Par où vous devez reconnaître avec bonheur combien est fausse cette triste maxime de Bacon : Ce qu’un peuple gagne, l’autre le perd nécessairement ; maxime exprimée d’une manière plus désolante encore par Montaigne, en ces termes : Le profit de l’un est le dommage de l’autre. Lorsque Sem, Cham et Japhet se partagèrent les vastes solitudes de cette terre, assurément chacun d’eux put bâtir, dessécher, semer, récolter, se mieux loger, se mieux nourrir, se mieux vêtir, se mieux instruire, se perfectionner, s’enrichir, en un mot, et accroître ses jouissances, sans qu’il en résultât une dépression nécessaire dans les jouissances analogues de ses frères. Il en est de même de deux peuples.

— Sans doute, deux peuples, comme deux hommes, sans relations entre eux, peuvent, en travaillant plus, en travaillant mieux, prospérer côte à côte sans se nuire. Ce n’est pas là ce qui est nié par les axiomes de Montaigne et de Bacon. Ils signifient seulement que, dans le commerce qui se fait entre deux peuples ou deux hommes, si l’un gagne, il faut que l’autre perde. Et cela est évident de soi ; l’échange n’ajoutant rien par lui-même à la masse de ces choses utiles dont vous parliez, si après l’échange une des parties se trouve en avoir plus, il faut bien que l’autre partie se trouve en avoir moins.
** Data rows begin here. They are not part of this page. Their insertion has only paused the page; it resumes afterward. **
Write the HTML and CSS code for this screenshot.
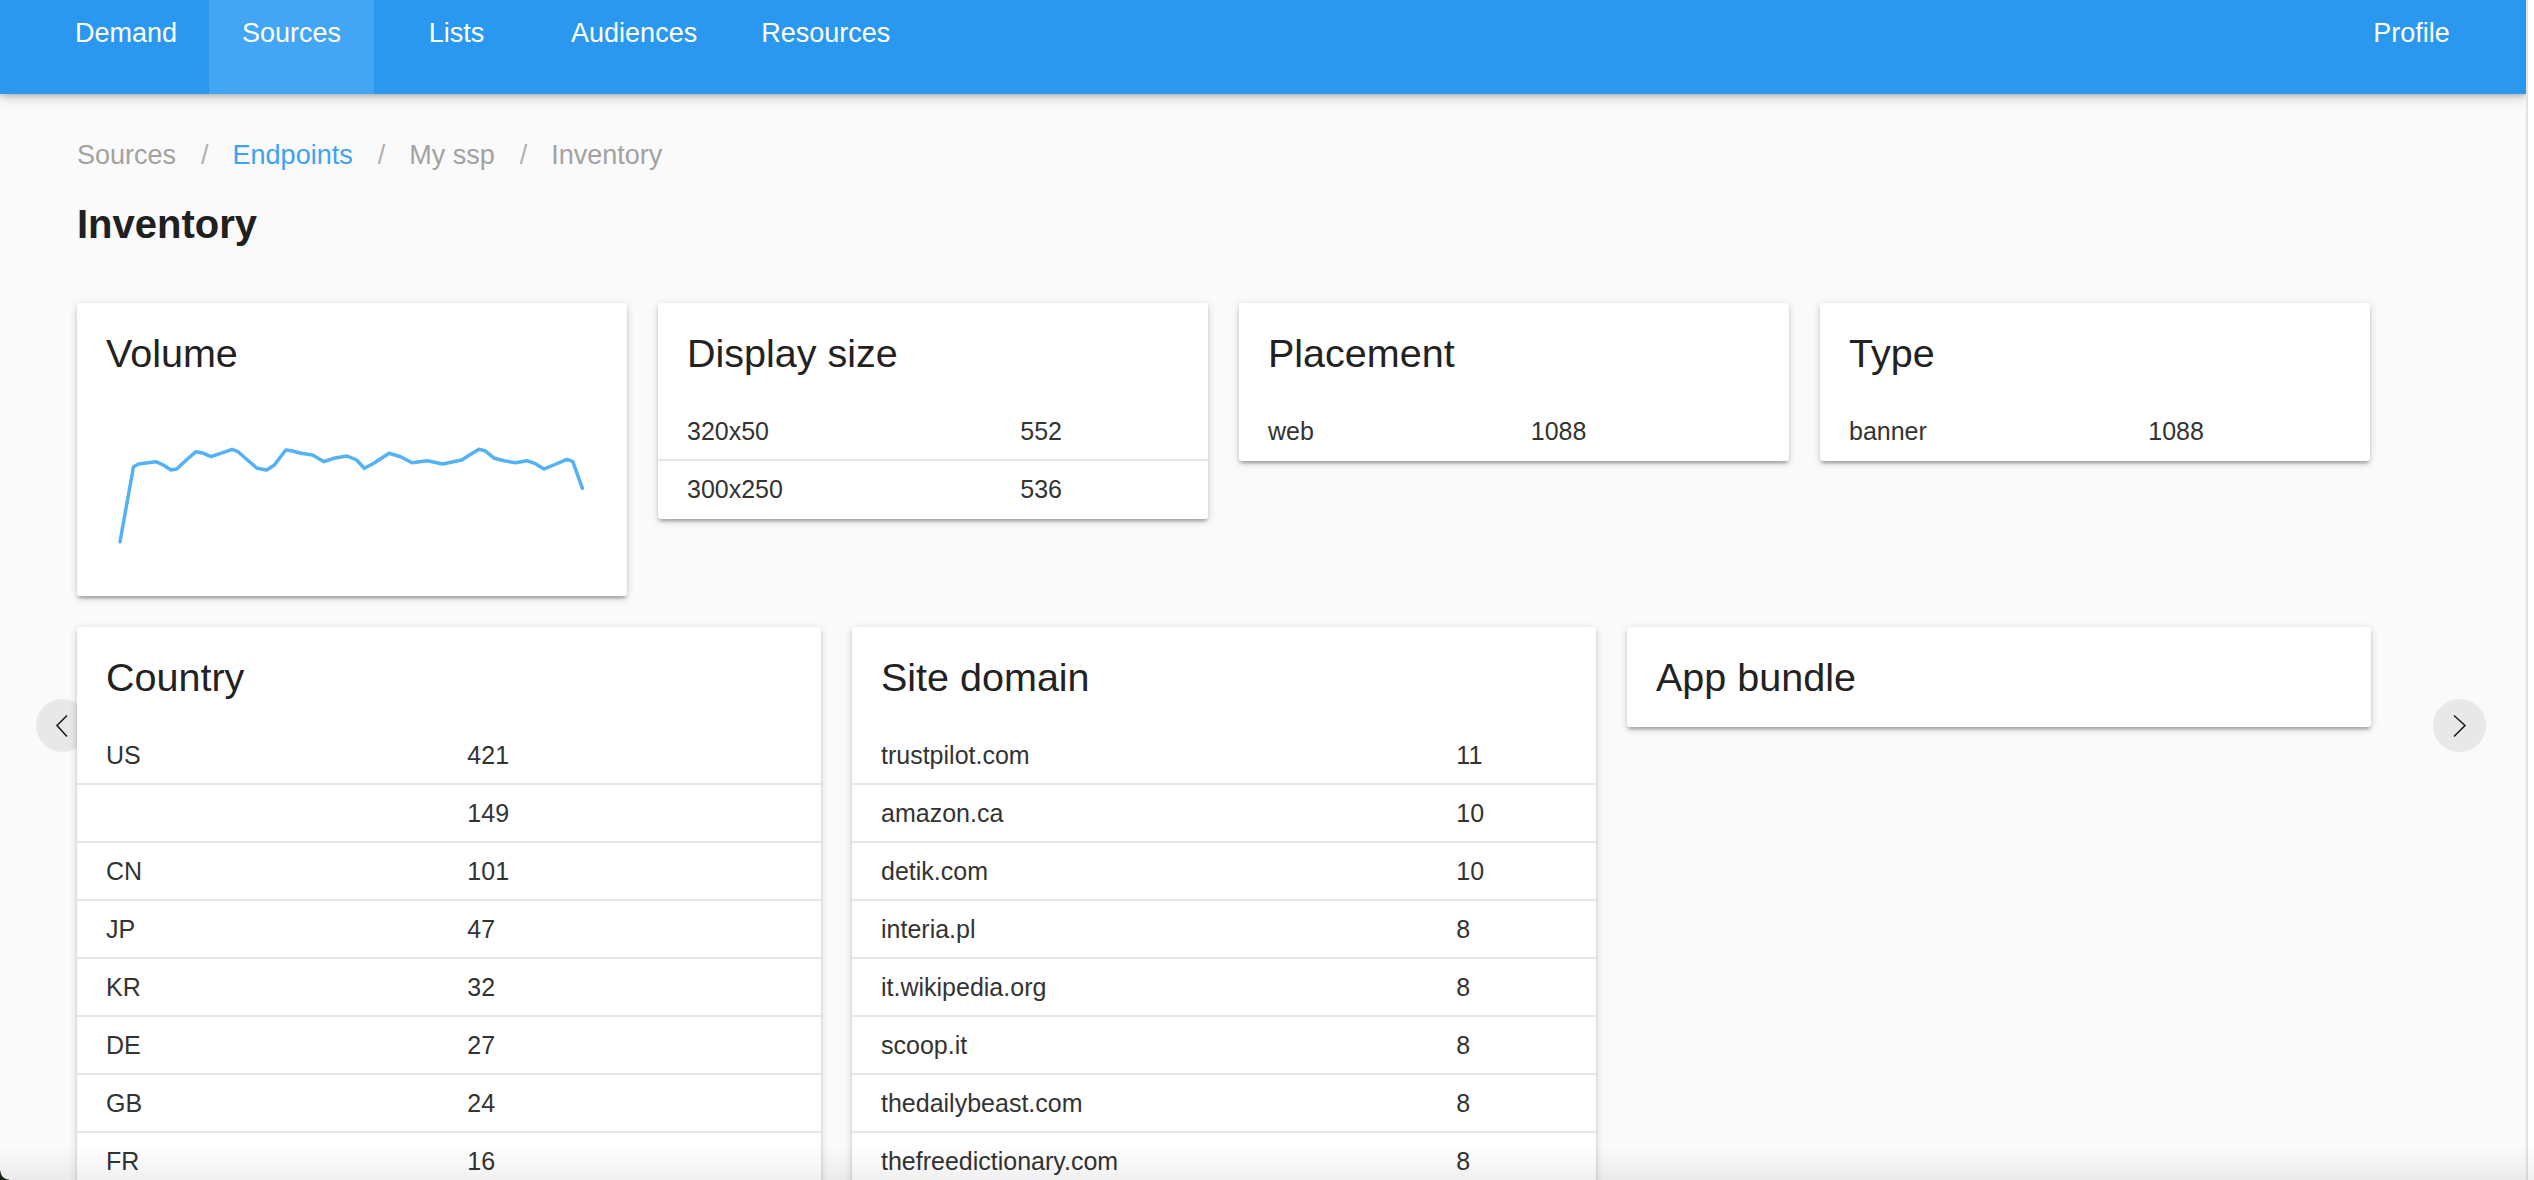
FILE: index.html
```html
<!DOCTYPE html>
<html lang="en">
<head>
<meta charset="utf-8">
<title>Inventory</title>
<link rel="stylesheet" href="styles.css">
</head>
<body>
<div class="app">
  <nav class="topnav">
    <div class="nav-group">
      <a class="nav-link">Demand</a>
      <a class="nav-link active">Sources</a>
      <a class="nav-link">Lists</a>
      <a class="nav-link">Audiences</a>
      <a class="nav-link">Resources</a>
    </div>
    <div class="nav-group">
      <a class="nav-link">Profile</a>
    </div>
  </nav>

  <main class="main">
    <div class="breadcrumb">
      <span class="crumb">Sources</span><span class="sep">/</span><span class="crumb link">Endpoints</span><span class="sep">/</span><span class="crumb">My ssp</span><span class="sep">/</span><span class="crumb">Inventory</span>
    </div>
    <h1 class="page-title">Inventory</h1>

    <div class="grid grid-4">
      <section class="card">
        <h2 class="card-title">Volume</h2>
        <svg class="chart" width="550" height="193" viewBox="0 0 550 193">
          <polyline fill="none" stroke="#52b2f3" stroke-width="3.5" stroke-linejoin="round" stroke-linecap="round"
            points="43,138.7 56.5,63.7 61.5,61 78.7,58.7 86.3,62 94,67 99.7,66 109.3,57 119,48.7 126.5,50.3 134,53.7 143.7,50.3 155,46.3 161,48.7 170.5,57 180,65.3 189.7,67 197.3,62 208.8,47 214.5,47.7 224,50.3 235.6,52 247,58.7 256.6,55.3 270,53 279.6,57 287.3,65.3 296.8,60.3 312,50.3 323.6,53.7 335,59.7 350.4,57.7 365.7,61 384.8,57 392.5,52 402,46.3 407.8,47.7 417.4,55.3 427,57.7 438.4,59.7 449.9,57.7 457.6,60.3 467,66 476.7,62 490,56.3 495.8,58.7 505.4,85.3"/>
        </svg>
      </section>

      <section class="card">
        <h2 class="card-title">Display size</h2>
        <table class="stats">
          <tr><td>320x50</td><td>552</td></tr>
          <tr><td>300x250</td><td>536</td></tr>
        </table>
      </section>

      <section class="card">
        <h2 class="card-title">Placement</h2>
        <table class="stats">
          <tr><td>web</td><td>1088</td></tr>
        </table>
      </section>

      <section class="card">
        <h2 class="card-title">Type</h2>
        <table class="stats">
          <tr><td>banner</td><td>1088</td></tr>
        </table>
      </section>
    </div>

    <div class="grid grid-3">
      <section class="card">
        <h2 class="card-title">Country</h2>
        <table class="stats">
          <tr><td>US</td><td>421</td></tr>
          <tr><td></td><td>149</td></tr>
          <tr><td>CN</td><td>101</td></tr>
          <tr><td>JP</td><td>47</td></tr>
          <tr><td>KR</td><td>32</td></tr>
          <tr><td>DE</td><td>27</td></tr>
          <tr><td>GB</td><td>24</td></tr>
          <tr><td>FR</td><td>16</td></tr>
        </table>
      </section>

      <section class="card">
        <h2 class="card-title">Site domain</h2>
        <table class="stats">
          <tr><td>trustpilot.com</td><td>11</td></tr>
          <tr><td>amazon.ca</td><td>10</td></tr>
          <tr><td>detik.com</td><td>10</td></tr>
          <tr><td>interia.pl</td><td>8</td></tr>
          <tr><td>it.wikipedia.org</td><td>8</td></tr>
          <tr><td>scoop.it</td><td>8</td></tr>
          <tr><td>thedailybeast.com</td><td>8</td></tr>
          <tr><td>thefreedictionary.com</td><td>8</td></tr>
        </table>
      </section>

      <section class="card">
        <h2 class="card-title">App bundle</h2>
      </section>
    </div>
  </main>

  <button class="arrow arrow-left" aria-label="Previous">
    <svg width="53" height="53" viewBox="0 0 53 53"><polyline points="31,16.5 21,26.5 31,37.5" fill="none" stroke="#1e1e1e" stroke-width="1.6"/></svg>
  </button>
  <button class="arrow arrow-right" aria-label="Next">
    <svg width="53" height="53" viewBox="0 0 53 53"><polyline points="21,16.5 32,26.5 21,37.5" fill="none" stroke="#1e1e1e" stroke-width="1.6"/></svg>
  </button>
</div>
<div class="bottom-fade"></div>
<div class="corner"></div>
</body>
</html>
```

FILE: styles.css
```css
html, body {
  margin: 0;
  padding: 0;
  background: #ffffff;
  overflow: hidden;
}

body {
  font-family: "Liberation Sans", Arial, sans-serif;
  height: 1180px;
}

.app {
  position: relative;
  width: 2526px;
  height: 1180px;
  overflow: hidden;
  background: #fafafa;
  border-right: 2px solid #e2e2e2;
}

/* top navigation */
.topnav {
  position: relative;
  z-index: 5;
  height: 94px;
  background: #2a98ee;
  display: flex;
  justify-content: space-between;
  padding: 0 32px 0 43px;
  box-shadow: 0 2px 5px rgba(0, 0, 0, 0.18), 0 4px 12px rgba(0, 0, 0, 0.16);
}

.nav-group {
  display: flex;
}

.nav-link {
  display: block;
  box-sizing: border-box;
  min-width: 165px;
  height: 94px;
  padding: 0 32px;
  line-height: 66px;
  text-align: center;
  color: #ffffff;
  font-size: 27px;
  cursor: pointer;
}

.nav-link.active {
  background: #42a6f5;
}

/* main */
.main {
  padding: 41px 0 0 77px;
}

.breadcrumb {
  height: 40px;
  line-height: 40px;
  font-size: 27px;
  color: #a2a2a2;
  white-space: nowrap;
}

.crumb.link {
  color: #3ea2f3;
}

.sep {
  margin: 0 24px 0 25px;
  color: #b0b0b0;
}

.page-title {
  margin: 25px 0 0;
  font-size: 40px;
  line-height: 48px;
  font-weight: 700;
  color: #202020;
}

.grid {
  display: grid;
  gap: 31px;
  align-items: start;
  width: 2294px;
}

.grid-4 {
  margin-top: 55px;
  grid-template-columns: repeat(4, 550px);
}

.grid-3 {
  margin-top: 31px;
  grid-template-columns: repeat(3, 744px);
}

.card {
  z-index: 1;
  background: #ffffff;
  border-radius: 3px;
  box-shadow: 0 3px 3px 0 rgba(0, 0, 0, 0.14), 0 5px 2px -3px rgba(0, 0, 0, 0.12), 0 2px 8px 0 rgba(0, 0, 0, 0.16);
  overflow: hidden;
}

.card-title {
  margin: 0;
  padding: 30px 29px;
  font-size: 39.5px;
  line-height: 40px;
  font-weight: 400;
  color: #222222;
}

.chart {
  display: block;
}

.stats {
  width: 100%;
  border-collapse: separate;
  border-spacing: 0;
  font-size: 25px;
  color: #333333;
}

.stats td {
  padding: 0 30px 0 29px;
  line-height: 56px;
  border-bottom: 2px solid #e6e6e6;
  white-space: nowrap;
}

.stats tr:last-child td {
  border-bottom-color: transparent;
}

/* carousel arrows */
.arrow {
  position: absolute;
  z-index: 0;
  top: 699px;
  width: 53px;
  height: 53px;
  padding: 0;
  border: none;
  border-radius: 50%;
  background: #e8e8e8;
  cursor: pointer;
}

.arrow svg {
  display: block;
}

.arrow-left {
  left: 36px;
}

.arrow-right {
  right: 40px;
}

/* window chrome overlays */
.bottom-fade {
  position: fixed;
  left: 0;
  right: 0;
  bottom: 0;
  height: 34px;
  pointer-events: none;
  z-index: 10;
  background: linear-gradient(to bottom, rgba(0, 0, 0, 0), rgba(0, 0, 0, 0.06));
}

.corner {
  position: fixed;
  left: 0;
  bottom: 0;
  width: 9px;
  height: 9px;
  z-index: 11;
  background: radial-gradient(circle at 100% 0, rgba(0, 0, 0, 0) 8px, #16241a 9px);
}
```
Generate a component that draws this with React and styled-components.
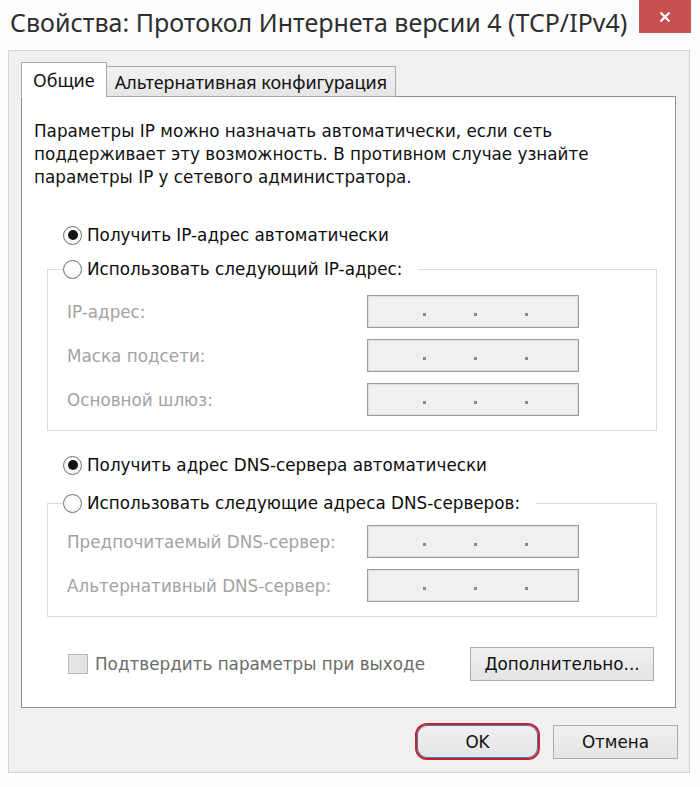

— Vous vous faites de l’échange une idée bien incomplète, incomplète au point d’en devenir fausse. Si Sem est sur une plaine fertile en blé, Japhet sur un coteau propre à produire du vin, Cham sur de gras pâturages, il se peut que la séparation des occupations, loin de nuire à l’un d’eux, les fasse prospérer tous les trois. Cela doit même arriver, car la distribution du travail, introduite par l’échange, aura pour effet d’accroître la masse du blé, du vin et de la viande à partager. Comment en serait-il autrement, si vous admettez la liberté de ces transactions ? Dès l’instant que l’un des trois frères s’apercevrait que le travail, pour ainsi dire sociétaire, le constitue en perte permanente, comparativement au travail solitaire, il renoncerait à échanger. L’échange porte avec lui-même son titre à notre reconnaissance. Il s’accomplit, donc il est bon.

— Mais l’axiome de Bacon est vrai quand il s’agit d’or et d’argent. Si l’on admet qu’à un moment déterminé il en existe dans le monde une quantité donnée, il est bien clair qu’une bourse ne se peut emplir qu’une autre bourse ne se vide.

— Et si l’on professe que l’or est la richesse, la conclusion est qu’il y a parmi les hommes des déplacements de fortune et jamais de progrès général. C’est justement ce que je disais en commençant. Que si, au contraire, vous voyez la vraie richesse dans l’abondance des choses utiles propres à satisfaire nos besoins et nos goûts, vous comprendrez comme possible la prospérité simultanée. Le numéraire ne sert qu’à faciliter la transmission d’une main à l’autre de ces choses utiles, ce qui s’accomplit aussi bien avec une once de métal rare, comme l’or, qu’avec une livre de métal plus abondant, comme l’argent, ou avec un demi-quintal de métal plus abondant encore, comme le cuivre. D’après cela, s’il y avait à la disposition de tous les Français une fois plus de toutes ces choses utiles, la France serait le double plus riche, bien que la quantité de numéraire restât la même ; mais il n’en serait pas ainsi s’il y avait le double de numéraire, la masse des choses utiles n’augmentant pas.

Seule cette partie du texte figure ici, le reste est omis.